Objective: From the records below, print only the part that opens with the line containing "Write the React" and closes with the line containing "import React from 'react';"; omit the pictures.

Records:
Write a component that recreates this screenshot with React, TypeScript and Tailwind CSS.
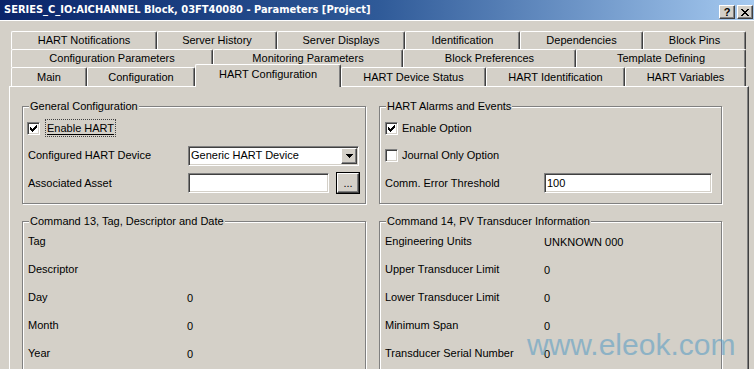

* * *

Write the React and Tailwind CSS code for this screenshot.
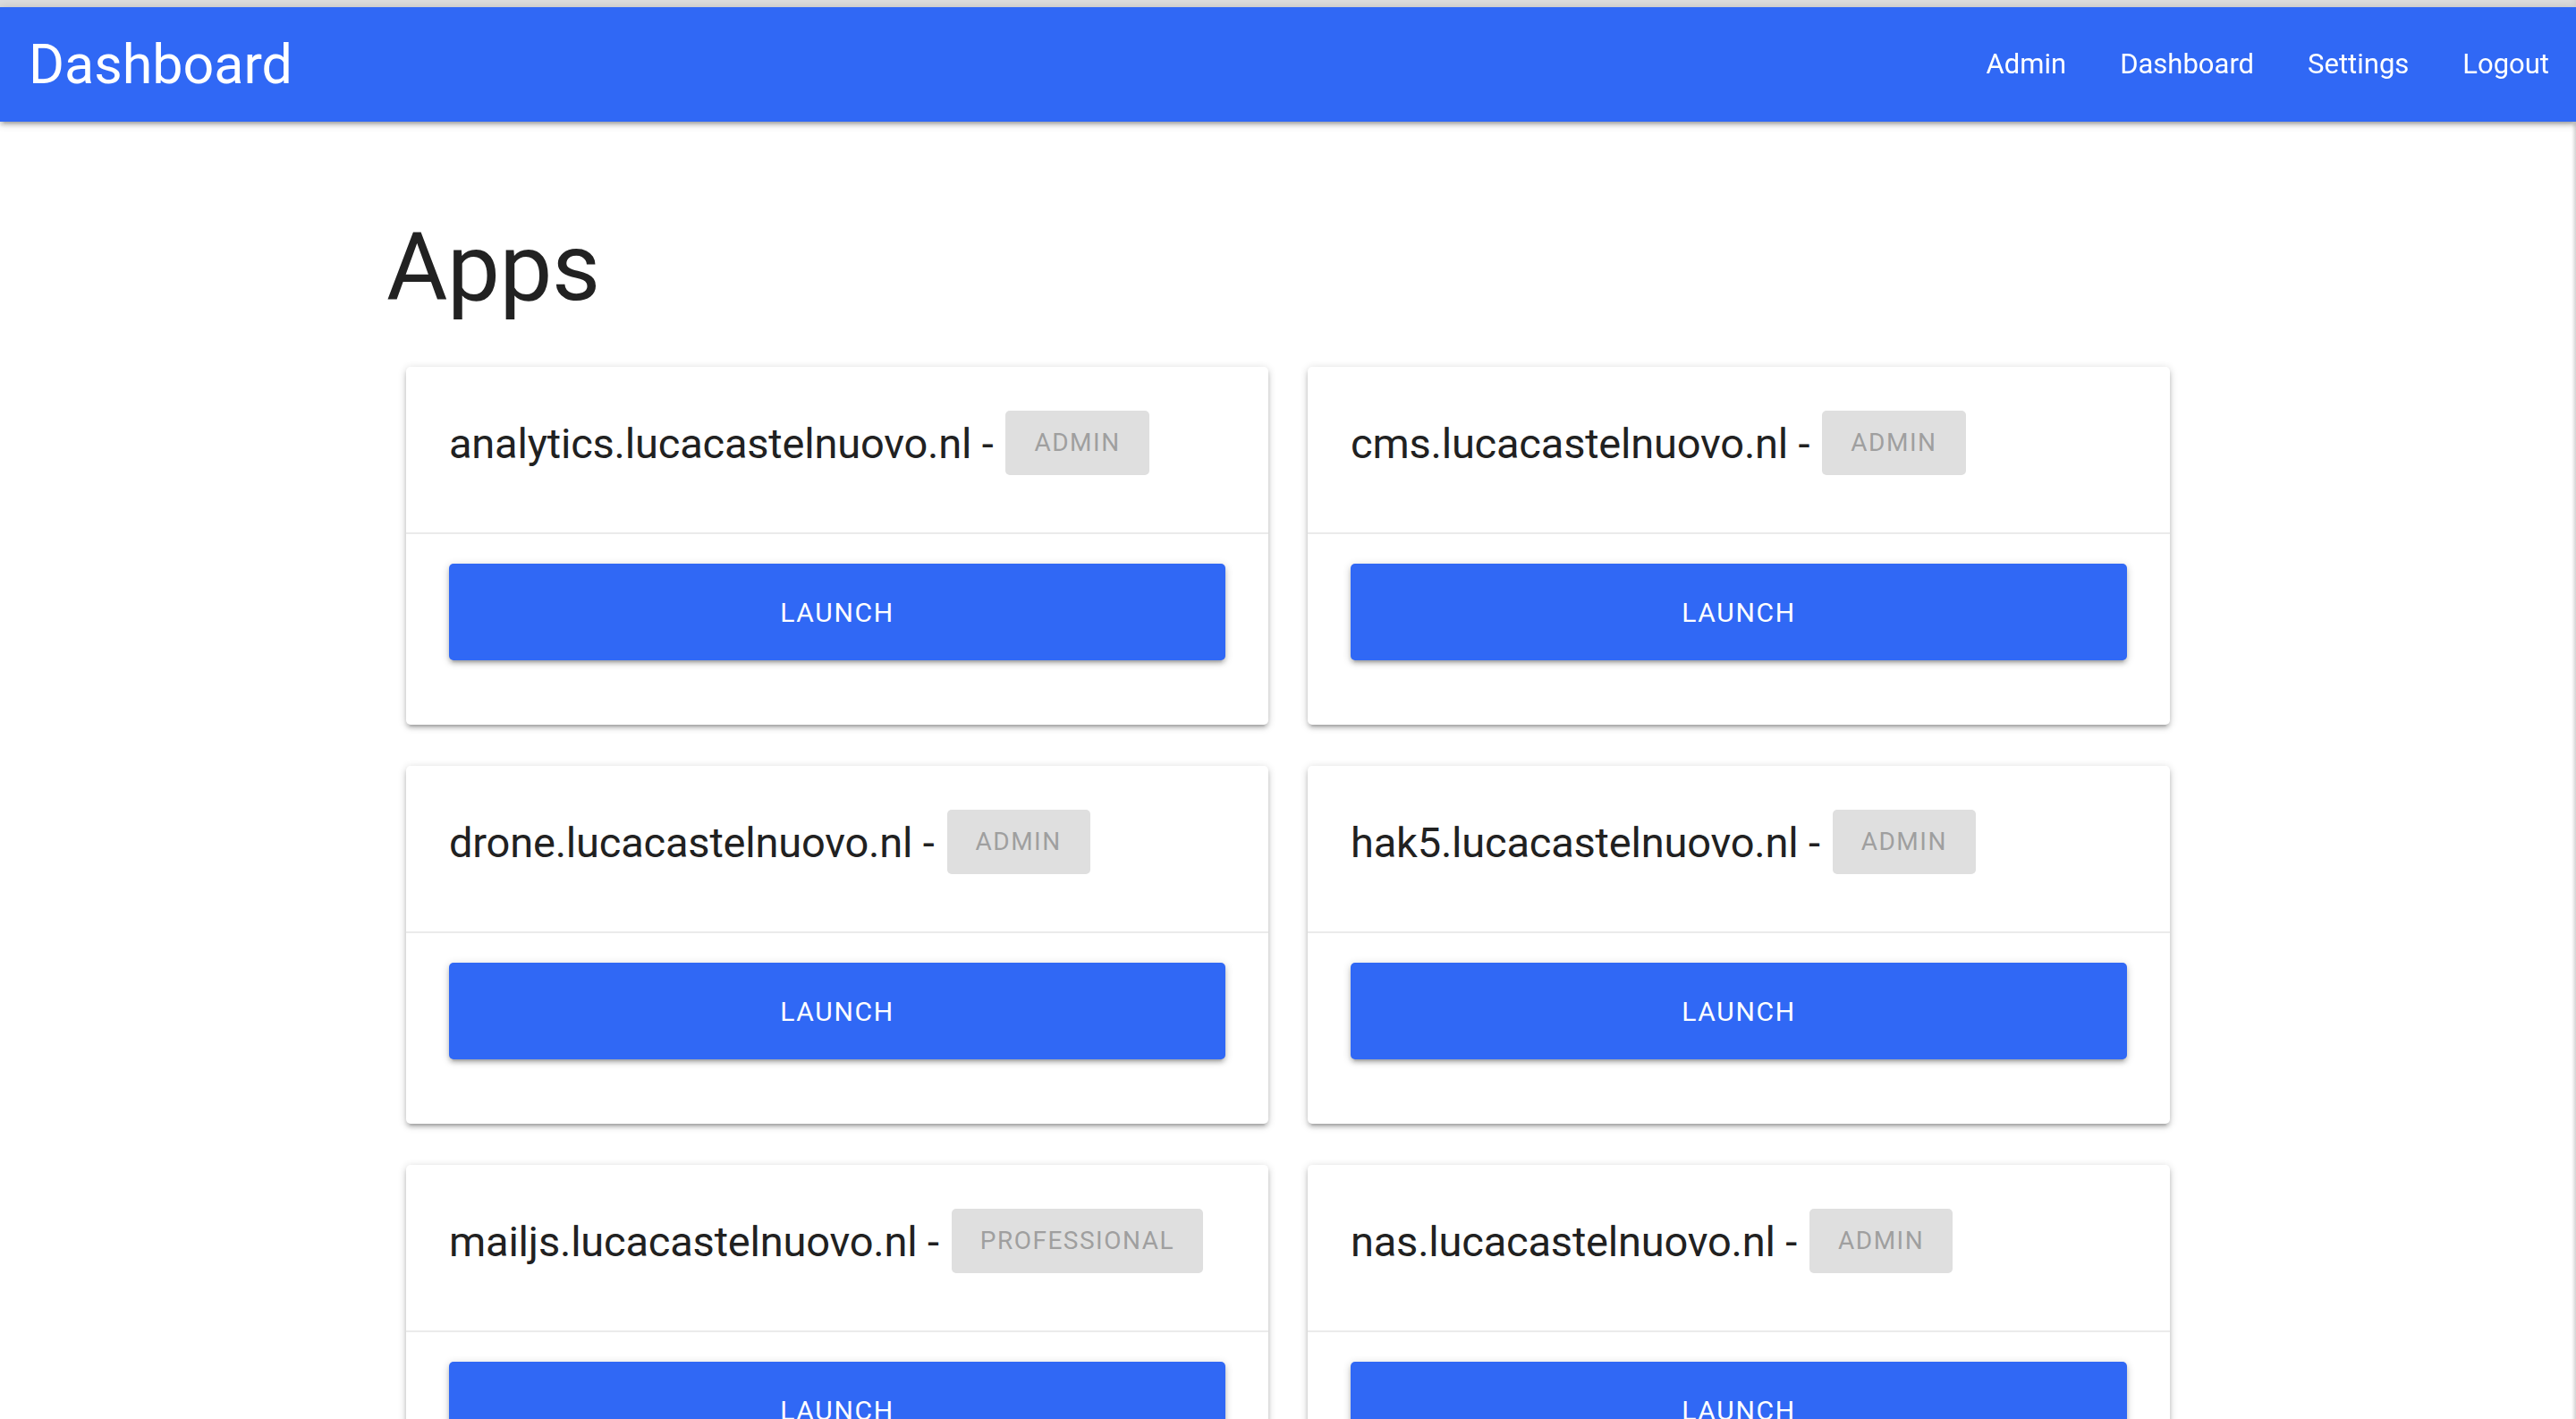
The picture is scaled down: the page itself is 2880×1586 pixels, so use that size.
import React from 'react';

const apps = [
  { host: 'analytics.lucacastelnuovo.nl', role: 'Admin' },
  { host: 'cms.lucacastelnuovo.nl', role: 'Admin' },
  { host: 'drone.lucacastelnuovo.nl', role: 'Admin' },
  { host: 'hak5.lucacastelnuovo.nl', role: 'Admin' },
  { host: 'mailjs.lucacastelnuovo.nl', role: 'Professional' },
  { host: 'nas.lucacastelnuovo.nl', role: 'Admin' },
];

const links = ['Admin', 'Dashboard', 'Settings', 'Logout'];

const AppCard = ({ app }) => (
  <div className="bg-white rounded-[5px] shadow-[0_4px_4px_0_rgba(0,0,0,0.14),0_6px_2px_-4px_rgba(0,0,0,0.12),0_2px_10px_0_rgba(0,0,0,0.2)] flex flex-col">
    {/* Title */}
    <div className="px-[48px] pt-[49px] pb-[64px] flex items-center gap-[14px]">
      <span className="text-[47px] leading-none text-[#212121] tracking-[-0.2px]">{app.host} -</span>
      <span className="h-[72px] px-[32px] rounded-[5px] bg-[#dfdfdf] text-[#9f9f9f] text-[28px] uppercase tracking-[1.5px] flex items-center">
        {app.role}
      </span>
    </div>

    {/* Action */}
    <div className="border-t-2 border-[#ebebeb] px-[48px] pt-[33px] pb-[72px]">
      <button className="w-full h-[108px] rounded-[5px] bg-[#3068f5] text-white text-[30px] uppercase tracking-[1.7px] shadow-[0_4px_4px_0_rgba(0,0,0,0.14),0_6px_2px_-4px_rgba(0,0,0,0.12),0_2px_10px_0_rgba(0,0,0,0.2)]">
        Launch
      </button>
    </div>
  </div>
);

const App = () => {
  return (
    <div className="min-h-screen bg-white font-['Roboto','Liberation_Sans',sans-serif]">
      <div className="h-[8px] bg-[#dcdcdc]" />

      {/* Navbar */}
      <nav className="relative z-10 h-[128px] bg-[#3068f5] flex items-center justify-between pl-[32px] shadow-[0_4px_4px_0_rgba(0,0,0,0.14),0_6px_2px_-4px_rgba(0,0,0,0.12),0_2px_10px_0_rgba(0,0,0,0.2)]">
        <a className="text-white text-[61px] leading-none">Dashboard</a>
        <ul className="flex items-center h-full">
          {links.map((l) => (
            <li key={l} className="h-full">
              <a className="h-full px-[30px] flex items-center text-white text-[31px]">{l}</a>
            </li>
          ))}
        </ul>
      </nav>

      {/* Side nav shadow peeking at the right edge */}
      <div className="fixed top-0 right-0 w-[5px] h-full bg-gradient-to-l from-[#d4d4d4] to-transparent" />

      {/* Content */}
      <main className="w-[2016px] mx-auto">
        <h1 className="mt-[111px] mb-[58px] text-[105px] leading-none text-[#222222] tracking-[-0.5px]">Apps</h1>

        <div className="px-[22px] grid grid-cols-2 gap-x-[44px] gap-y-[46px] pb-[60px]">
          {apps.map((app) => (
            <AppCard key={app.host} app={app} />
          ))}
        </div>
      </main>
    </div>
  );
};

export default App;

Response to this task:
Write the React and Tailwind CSS code for this screenshot.
The picture is scaled down: the page itself is 2880×1586 pixels, so use that size.
import React from 'react';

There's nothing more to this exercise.